The risks of foreign investments are typically increased in less developed countries, which are sometimes referred to as emerging markets. For example, political and economic structures in these countries may be changing rapidly, which can cause instability. These countries are also more likely to experience high levels of inflation, deflation or currency devaluation, which could hurt their economies and securities markets. For these and other reasons, investments in emerging markets are often considered speculative.

Certain of these risks may also apply to some extent to U.S.-traded investments that are denominated in foreign currencies, investments in U.S. companies that are traded in foreign markets or investments in U.S. companies that have significant foreign operations.

This section is revised to delete the bullet points entitled “Interest rate risk” and “Credit risk."

This section is also revised to add the following bullet point entitled “Short sales”:

>> Short sales. We may engage in short sales, which are transactions in which the fund sells a security it does not own to a third party by borrowing the security in anticipation of purchasing the same security at the market price on a later date to close out the short position.

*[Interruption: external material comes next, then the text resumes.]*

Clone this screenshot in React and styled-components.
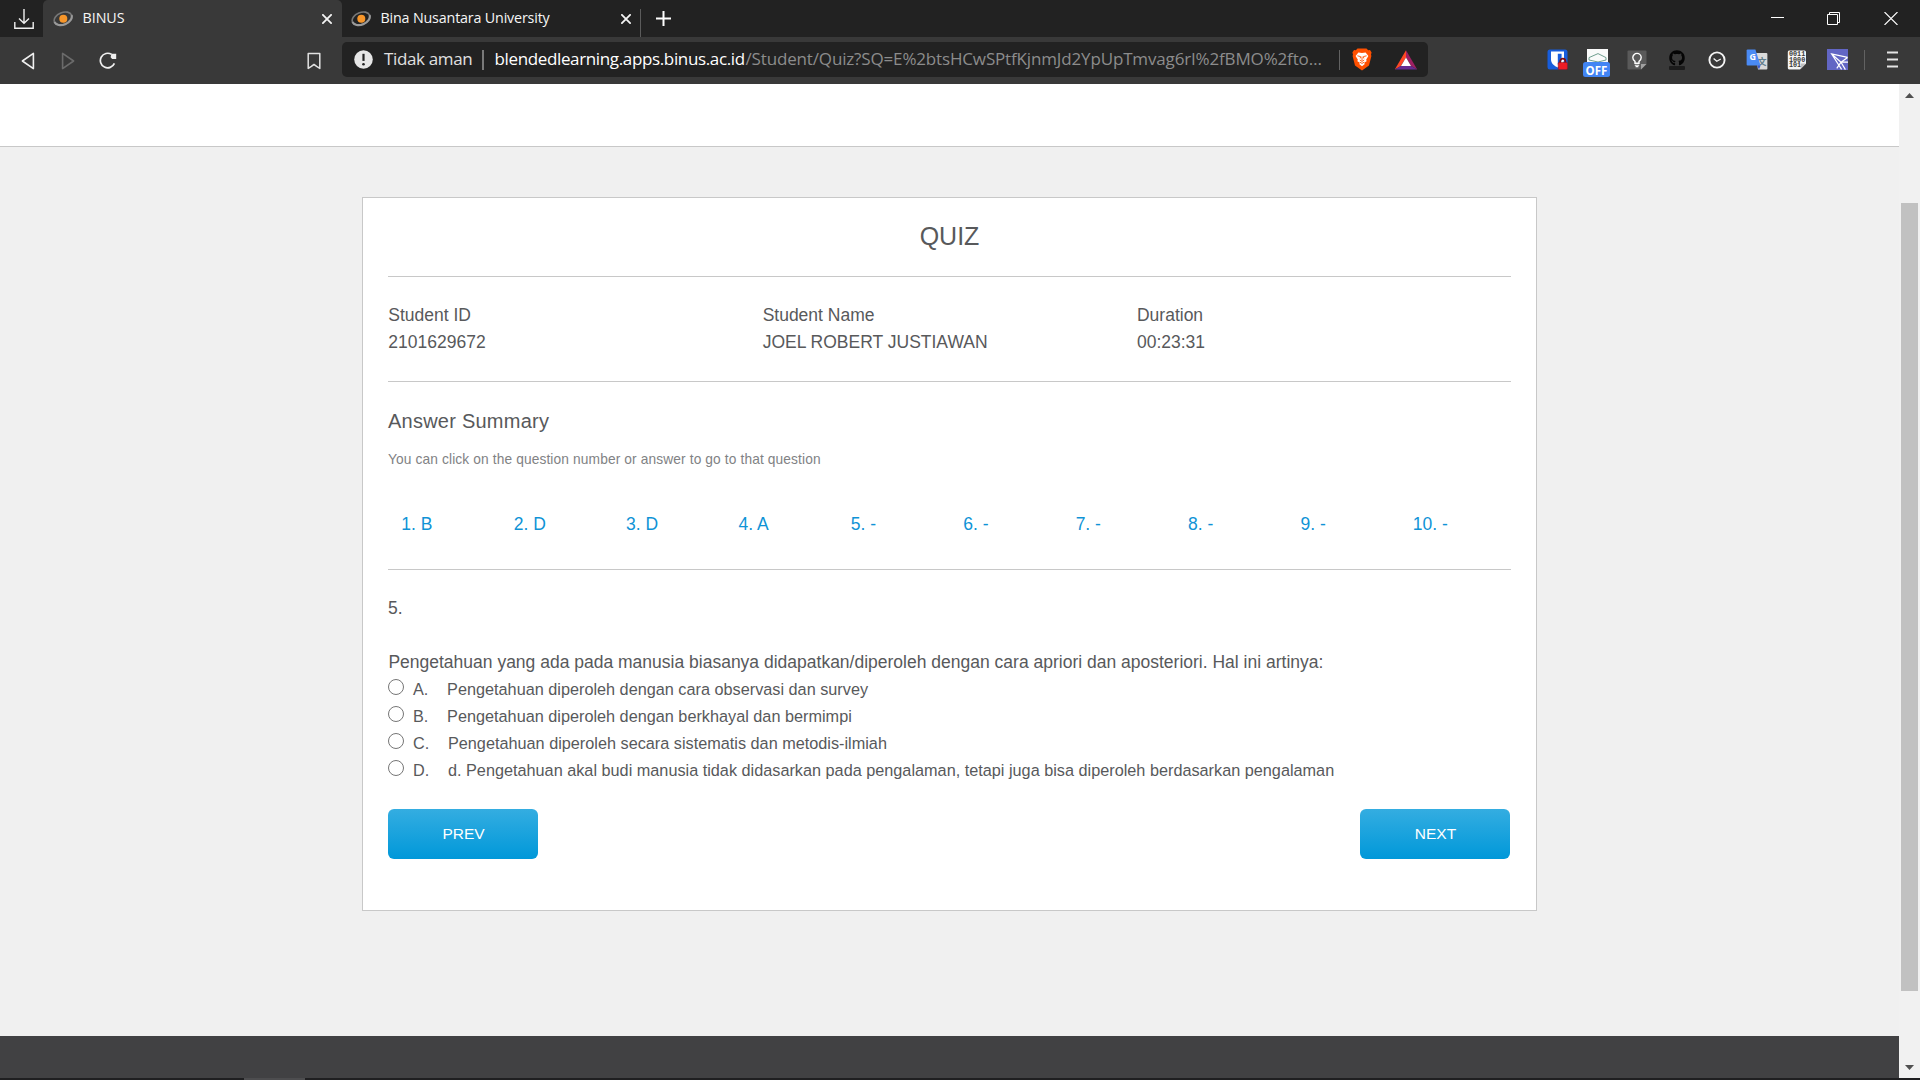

The price the fund pays at the later date may be more or less than the price at which the fund sold the security, and the fund will incur a loss if the price of the security sold short increases between the time of the short sale and the time the fund replaces the borrowed security. The fund’s investment strategy of reinvesting proceeds received from selling securities short may effectively create leverage, which can amplify the effects of market volatility on the fund’s share price and make the fund’s returns more volatile. This is because leverage tends to magnify the effect of any increase or decrease in the value of the fund’s portfolio securities. The use of leverage may also cause the fund to liquidate portfolio positions when it would not be advantageous to do so in order to satisfy its obligations.